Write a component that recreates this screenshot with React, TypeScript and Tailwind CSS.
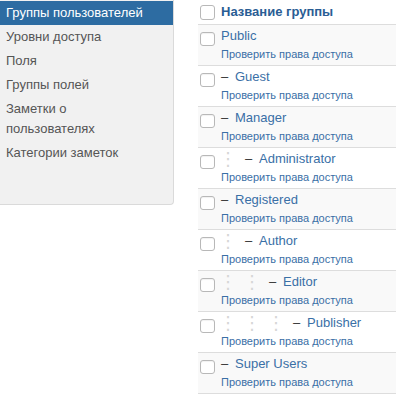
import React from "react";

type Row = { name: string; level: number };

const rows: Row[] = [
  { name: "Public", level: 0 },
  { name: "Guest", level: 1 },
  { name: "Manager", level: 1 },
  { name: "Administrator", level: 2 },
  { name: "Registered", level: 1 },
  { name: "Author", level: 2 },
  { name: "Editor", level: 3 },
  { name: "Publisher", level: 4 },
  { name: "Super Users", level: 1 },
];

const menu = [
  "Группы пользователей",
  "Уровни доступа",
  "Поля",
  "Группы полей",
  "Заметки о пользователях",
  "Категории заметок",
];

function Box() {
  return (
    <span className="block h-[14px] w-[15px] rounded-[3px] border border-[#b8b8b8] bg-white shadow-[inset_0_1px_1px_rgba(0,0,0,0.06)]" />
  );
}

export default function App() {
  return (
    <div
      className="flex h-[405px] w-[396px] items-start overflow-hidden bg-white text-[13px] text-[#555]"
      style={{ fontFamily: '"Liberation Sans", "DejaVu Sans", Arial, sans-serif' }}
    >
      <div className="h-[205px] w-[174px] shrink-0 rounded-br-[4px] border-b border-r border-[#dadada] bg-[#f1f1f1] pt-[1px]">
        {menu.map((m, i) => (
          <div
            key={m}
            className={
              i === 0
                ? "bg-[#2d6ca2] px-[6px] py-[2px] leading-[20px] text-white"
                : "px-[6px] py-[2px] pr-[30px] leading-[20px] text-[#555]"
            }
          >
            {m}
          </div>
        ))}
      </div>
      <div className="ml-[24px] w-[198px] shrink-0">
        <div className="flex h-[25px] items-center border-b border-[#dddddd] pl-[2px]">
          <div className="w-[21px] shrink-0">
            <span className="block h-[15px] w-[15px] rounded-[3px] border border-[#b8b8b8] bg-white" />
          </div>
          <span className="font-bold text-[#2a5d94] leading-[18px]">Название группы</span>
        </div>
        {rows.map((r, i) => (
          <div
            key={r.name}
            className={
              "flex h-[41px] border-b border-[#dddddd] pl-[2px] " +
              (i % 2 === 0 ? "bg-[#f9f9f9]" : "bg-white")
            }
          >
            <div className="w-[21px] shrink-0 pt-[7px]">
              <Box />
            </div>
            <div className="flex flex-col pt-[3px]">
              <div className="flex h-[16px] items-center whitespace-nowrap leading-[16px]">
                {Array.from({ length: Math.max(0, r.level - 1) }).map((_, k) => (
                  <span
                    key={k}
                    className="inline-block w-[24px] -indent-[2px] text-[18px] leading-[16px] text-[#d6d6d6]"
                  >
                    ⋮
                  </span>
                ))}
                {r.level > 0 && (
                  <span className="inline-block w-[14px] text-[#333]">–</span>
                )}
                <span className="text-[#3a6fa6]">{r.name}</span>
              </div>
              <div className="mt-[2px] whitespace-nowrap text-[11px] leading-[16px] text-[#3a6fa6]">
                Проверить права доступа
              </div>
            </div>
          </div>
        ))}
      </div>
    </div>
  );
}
..........
TASK PROMPT: Write out again, exactly, the lines from the start of the listing up to the line containing "string; level: number", with both ends and without pictures.

TASK SOLUTION:
Write a component that recreates this screenshot with React, TypeScript and Tailwind CSS.
import React from "react";

type Row = { name: string; level: number };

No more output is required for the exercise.